Así las cosas, y a la vista de los precedentes, no sería descabellado imaginar al alcalde de Orihuela imitando a su compañera de partido. Malgastando recursos y energías, plantándose ante foros de expertos internacionales sin un proyecto de ciudad que ofrecer, representando a un municipio con graves problemas en su Patrimonio para acabar, eso sí, invitando a señores muy ricos de todo el mundo a venir a Orihuela para tomar un «relaxing cup de caldico con pelotas».

Evidentemente, buena parte de la obsesión del alcalde de Orihuela por el galardón de «Patrimonio de la Humanidad» se debe, por un lado, a su falta de proyecto de futuro para la ciudad y, por otro, a la descarada debilidad interna que sufre dentro de su propio partido. La estrategia es sencilla, utilizar un eslogan que brille lo suficiente como para ensombrecer los debates sobre nuestras miserias urbanas; conseguir una fotografía tan potente que compense la falta de apoyo entre sus propias filas.

Sin embargo, quienes deseamos una transformación política y social en Orihuela que, entre otras cosas, comience a recuperar simbólica y materialmente nuestro patrimonio, debemos detenernos a pensar en las terribles consecuencias políticas que puede tener legitimar un discurso falaz y vacío sobre el «Patrimonio de la Humanidad». Tener un horizonte a largo plazo no es necesariamente malo, salvo que se utilice como excusa para no discutir sobre los pasos inmediatos. Y eso es justamente lo que está haciendo el actual gobierno.

Hoy, el objetivo de un gobierno digno no debería estar tanto en vender humo, sino en apagar el fuego que heredamos. Alertaba estos días la asociación SPatrimonio Base» sobre la necesidad de sacar de la Lista Roja del Patrimonio, numerosos Bienes de Interés Cultural y de Relevancia Local que están en la misma. Una lista que, no en vano, señala bienes que están «sometidos a riesgo de desaparición, destrucción o alteración esencial de sus valores».

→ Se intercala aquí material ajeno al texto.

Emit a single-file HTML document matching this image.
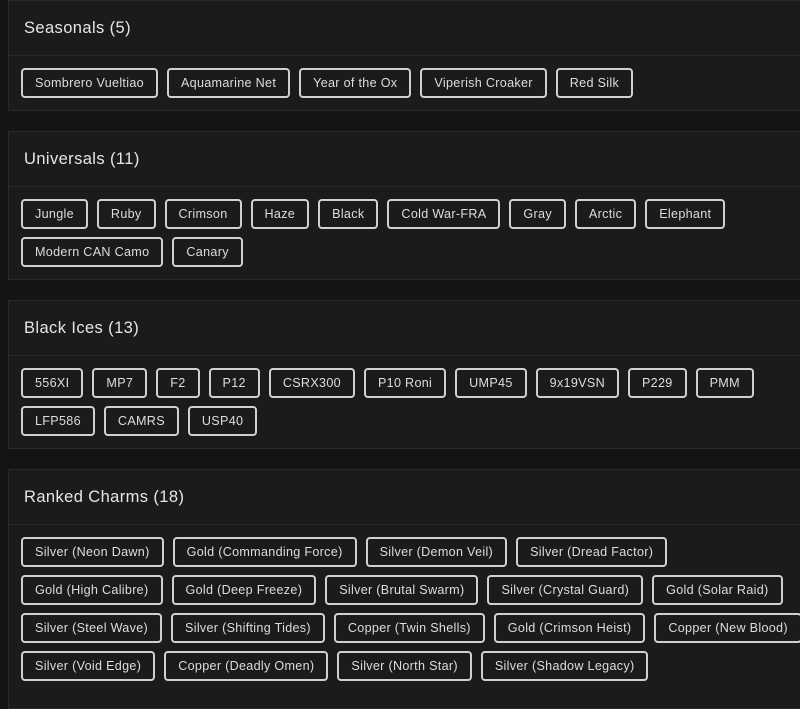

Además, la problemática del Patrimonio carece de sentido si no se vincula a la problemática de las personas que lo rodean. Nuestro patrimonio también es la pequeña patria de gentes que lo habitan y rodean. El urbanista Bernardo Secchi afirma, no sin razón, que, «en el gran teatro metropolitano, las injusticias sociales se manifiestan cada vez más en forma de injusticias espaciales». La decadencia del patrimonio es también la de los espacios y derechos urbanos para muchos de nuestros vecinos. Comercios sin oportunidades, calles sin vida, vecinos sin servicios, jóvenes sin oportunidades y edificios que parecen contagiarse de unos a otros el estado de ruina.

La solución al estancamiento de Orihuela no está un improbable título otorgado por la Unesco, sino en desplegar voluntad política y recursos para iniciar una recuperación progresiva y constante de nuestro patrimonio. Nuestra meta a largo plazo no debe ser la obtención de títulos grandilocuentes, sino lograr una ciudad más viva, justa, digna y amable para sus habitantes. Los títulos, premios y reconocimientos deben ser la consecuencia de nuestros logros como municipio, no una cortina de humo con la que ocultar nuestras carencias. Quizá, hoy, la responsabilidad de quienes queremos mejorar Orihuela no es proclamar la necesidad de ser «Patrimonio de la Humanidad»; quizá baste con ser más humildes y lograr que Orihuela empiece, de una vez por todas, a ser patrimonio de la ciudadanía oriolana.